« Un engagement existentiel »

Sociologue à l’Inra, Claire Lamine analyse dans un livre* le système des Amap, leur développement et leur rôle politique.

Thierry Brun  • 21 février 2008 abonné·es

Les Associations pour le maintien d’une agriculture paysanne (Amap) sont à la fois populaires et méconnues, faute de structure nationale. Comment analysez-vous ce fait~?

Claire Lamine~: On ne sait pas combien il existe d’Amap en France, bien qu’on puisse parler, début 2008, d’une fourchette allant de 500 à 700. Quand bien même on prendrait en compte tous les groupes se définissant comme Amap, il se trouverait de nombreux militants pour dire qu’une bonne partie d’entre eux ne sont pas des «vrais~». Derrière un même nom, les modes de fonctionnement sont très divers~: un maraîcher fournit un panier de légumes chaque semaine~; des producteurs fournissent un panier varié~; un éleveur fournit des colis de viande chaque mois, etc. Les modes d’engagement des consommateurs envers les producteurs (et réciproquement) sont également différents. Qu’il s’en crée dans les entreprises ne me semble pas étonnant. Ce sont des endroits où des groupes d’affinités existent, ce qui facilite la création d’un collectif, et les gens s’entendent facilement sur les modalités. On peut voir cela comme une manière de réenchanter la vie au travail, de créer des alternatives dans un espace perçu comme conventionnel ou, au contraire, de renforcer une identité déjà vécue comme novatrice.
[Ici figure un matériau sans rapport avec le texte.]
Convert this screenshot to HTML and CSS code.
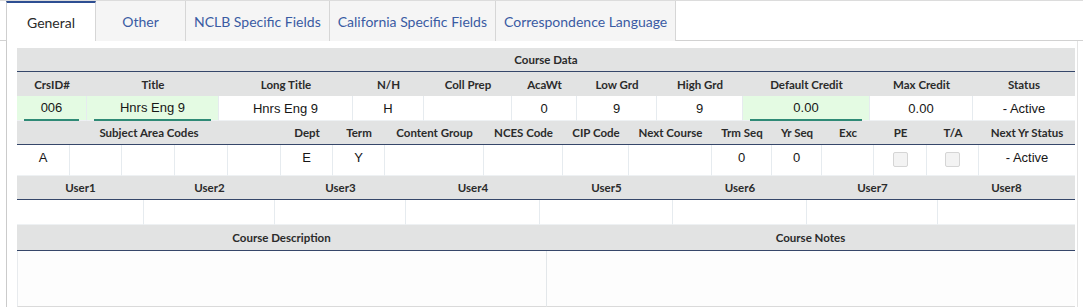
FILE: index.html
```html
<!DOCTYPE html>
<html lang="en">
<head>
    <meta charset="UTF-8">
    <meta name="viewport" content="width=device-width, initial-scale=1.0">
    <title>Course</title>
    <link rel="stylesheet" href="styles.css">
</head>
<body>
    <div class="tabs">
        <div class="tab tab_active">General</div>
        <div class="tab">Other</div>
        <div class="tab">NCLB Specific Fields</div>
        <div class="tab">California Specific Fields</div>
        <div class="tab">Correspondence Language</div>
    </div>
    <div class="panel">
        <!-- course data -->
        <div class="block block_one">
            <div class="head head_title line">Course Data</div>
            <div class="head">CrsID#</div>
            <div class="head">Title</div>
            <div class="head">Long Title</div>
            <div class="head">N/H</div>
            <div class="head">Coll Prep</div>
            <div class="head">AcaWt</div>
            <div class="head">Low Grd</div>
            <div class="head">High Grd</div>
            <div class="head">Default Credit</div>
            <div class="head">Max Credit</div>
            <div class="head">Status</div>
            <div class="cell cell_edit"><span class="input">006</span></div>
            <div class="cell cell_edit"><span class="input">Hnrs Eng 9</span></div>
            <div class="cell">Hnrs Eng 9</div>
            <div class="cell">H</div>
            <div class="cell"></div>
            <div class="cell">0</div>
            <div class="cell">9</div>
            <div class="cell">9</div>
            <div class="cell cell_edit"><span class="input">0.00</span></div>
            <div class="cell">0.00</div>
            <div class="cell cell_last">- Active</div>
        </div>
        <!-- codes -->
        <div class="block block_two">
            <div class="head line span5">Subject Area Codes</div>
            <div class="head line">Dept</div>
            <div class="head line">Term</div>
            <div class="head line">Content Group</div>
            <div class="head line">NCES Code</div>
            <div class="head line">CIP Code</div>
            <div class="head line">Next Course</div>
            <div class="head line">Trm Seq</div>
            <div class="head line">Yr Seq</div>
            <div class="head line">Exc</div>
            <div class="head line">PE</div>
            <div class="head line">T/A</div>
            <div class="head line">Next Yr Status</div>
            <div class="cell cell_tall">A</div>
            <div class="cell cell_tall"></div>
            <div class="cell cell_tall"></div>
            <div class="cell cell_tall"></div>
            <div class="cell cell_tall"></div>
            <div class="cell cell_tall">E</div>
            <div class="cell cell_tall">Y</div>
            <div class="cell cell_tall"></div>
            <div class="cell cell_tall"></div>
            <div class="cell cell_tall"></div>
            <div class="cell cell_tall"></div>
            <div class="cell cell_tall">0</div>
            <div class="cell cell_tall">0</div>
            <div class="cell cell_tall"></div>
            <div class="cell cell_tall"><input type="checkbox" class="check" disabled></div>
            <div class="cell cell_tall"><input type="checkbox" class="check" disabled></div>
            <div class="cell cell_tall cell_last">- Active</div>
        </div>
        <!-- user fields -->
        <div class="block block_three">
            <div class="head line">User1</div>
            <div class="head line">User2</div>
            <div class="head line">User3</div>
            <div class="head line">User4</div>
            <div class="head line">User5</div>
            <div class="head line">User6</div>
            <div class="head line">User7</div>
            <div class="head line">User8</div>
            <div class="cell"></div>
            <div class="cell"></div>
            <div class="cell"></div>
            <div class="cell"></div>
            <div class="cell"></div>
            <div class="cell"></div>
            <div class="cell"></div>
            <div class="cell cell_last"></div>
        </div>
        <!-- description -->
        <div class="block block_four">
            <div class="head line head_desc">Course Description</div>
            <div class="head line head_desc">Course Notes</div>
            <div class="memo"></div>
            <div class="memo cell_last"></div>
        </div>
    </div>
</body>
</html>
```

FILE: styles.css
```css
*{
  box-sizing: border-box;
}
body{
  margin: 0;
  border-top: 1px solid #dcdcdc;
  background-color: #fff;
  font-family: "Lato", "Liberation Sans", sans-serif;
}
.tabs{
  display: flex;
  padding-left: 6px;
  border-bottom: 1px solid #d2d2d2;
  height: 40px;
}
.tab{
  min-width: 90px;
  padding: 0 8px;
  height: 40px;
  display: flex;
  align-items: center;
  justify-content: center;
  background-color: #f5f5f5;
  border-right: 1px solid #d6d6d6;
  color: #3a5ba3;
  font-size: 14px;
}
.tab_active{
  background-color: #fff;
  color: #2a2a2a;
  border-top: 2px solid #2d4e92;
  border-left: 1px solid #cfcfcf;
  height: 40px;
  margin-bottom: -1px;
  padding-top: 1px;
}
.panel{
  margin: 0 5px 0 6px;
  border-left: 1px solid #cbcbcb;
  border-right: 1px solid #e4e4e4;
  padding: 7px 2px 0 10px;
}
.block{
  display: grid;
  width: 1058px;
}
.block_one{
  grid-template-columns: 70px 132px 134px 71px 88px 65px 80px 86px 127px 103px 102px;
}
.block_two{
  grid-template-columns: 53px 52px 53px 53px 53px 52px 52px 99px 79px 66px 83px 60px 50px 52px 53px 52px 96px;
}
.block_three{
  grid-template-columns: 127px 131px 131px 134px 133px 134px 131px 137px;
}
.block_four{
  grid-template-columns: 529px 529px;
}
.head{
  background-color: #e2e3e3;
  color: #2b2b2b;
  font-size: 11.5px;
  font-weight: 700;
  height: 24px;
  display: flex;
  align-items: center;
  justify-content: center;
  white-space: nowrap;
}
.head_title{
  grid-column: 1 / -1;
}
.line{
  border-bottom: 1px solid #36476a;
}
.span5{
  grid-column: span 5;
}
.head_desc{
  height: 26px;
}
.cell{
  height: 25px;
  display: flex;
  align-items: center;
  justify-content: center;
  border-right: 1px solid #e6ebef;
  border-bottom: 1px solid #eef1f3;
  color: #161616;
  font-family: "Liberation Sans", Arial, sans-serif;
  font-size: 13px;
  background-color: #fff;
}
.cell_last{
  border-right: none;
}
.cell_edit{
  background-color: #e4fbe3;
  padding: 0 7px;
}
.input{
  width: 100%;
  height: 25px;
  display: flex;
  align-items: center;
  justify-content: center;
  border-bottom: 2px solid #2f8a76;
  padding-top: 1px;
}
.cell_tall{
  height: 31px;
  align-items: flex-start;
  padding-top: 5px;
}
.check{
  appearance: none;
  margin: 2px 0 0 0;
  width: 15px;
  height: 15px;
  background-color: #f3f3f3;
  border: 1px solid #d5d5d5;
  border-radius: 2px;
}
.memo{
  height: 56px;
  background-color: #fdfdfd;
  border-left: 1px solid #e8ebee;
  border-bottom: 1px solid #dadada;
}
.memo.cell_last{
  border-left: 1px solid #e3e7ea;
}
```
Les Amap sont-elles un enjeu pour l’agriculture ?

Les Amap représentent environ un millier de producteurs, soit une très petite part de l’agriculture française, mais non négligeable. C’est une voie possible pour des agriculteurs qui souhaitent sortir des circuits habituels (grande distribution, grossistes). Ce système a-t-il permis de sauver des fermes~? C’est un argument récurrent dans ces réseaux, parfois teinté d’un certain misérabilisme, les consommateurs ne s’intéressant pas toujours de près à l’activité agricole, avec ses contraintes. Mais il est des cas où les producteurs ne se seraient certainement pas maintenus sans l’Amap, peut-être plus d’ailleurs grâce au soutien psychologique et parfois opérationnel des consommateurs que par la vertu du seul système. Mais peut-être que d’autres producteurs auraient continué sans les Amap, par exemple avec les marchés ou la vente à la ferme. On rencontre aussi des producteurs, en particulier des jeunes, qui parviennent à s’installer grâce aux Amap, le préfinancement des paniers leur permettant d’investir dans des moyens de production. Des partenariats intéressants se développent avec des collectivités territoriales qui mettent des terres à disposition des agriculteurs. Enfin, rien n’interdit de penser que des Amap pourraient approvisionner la restauration collective, ce qui permettrait d’intéresser davantage de producteurs, mais supposerait d’autres modes d’organisation pour produire en quantité et régularité suffisantes.

Quel est l’amapien type~?

S’il faut absolument brosser un portrait, ce serait plutôt un couple ayant un ou deux enfants, trentenaire ou quadra, diplômé et citadin. Il y a une grande diversité dans les profils, et on peut supposer, comme pour les consommateurs de bio, que les amapiens se distinguent plus par leur niveau d’éducation que par des revenus élevés. Une chose est sûre, les Amap ne touchent pas les populations les plus défavorisées, et les systèmes de solidarité qui iraient dans ce sens peinent à se mettre en place.

Les Amap ont-elles un avenir comme mouvement politique~?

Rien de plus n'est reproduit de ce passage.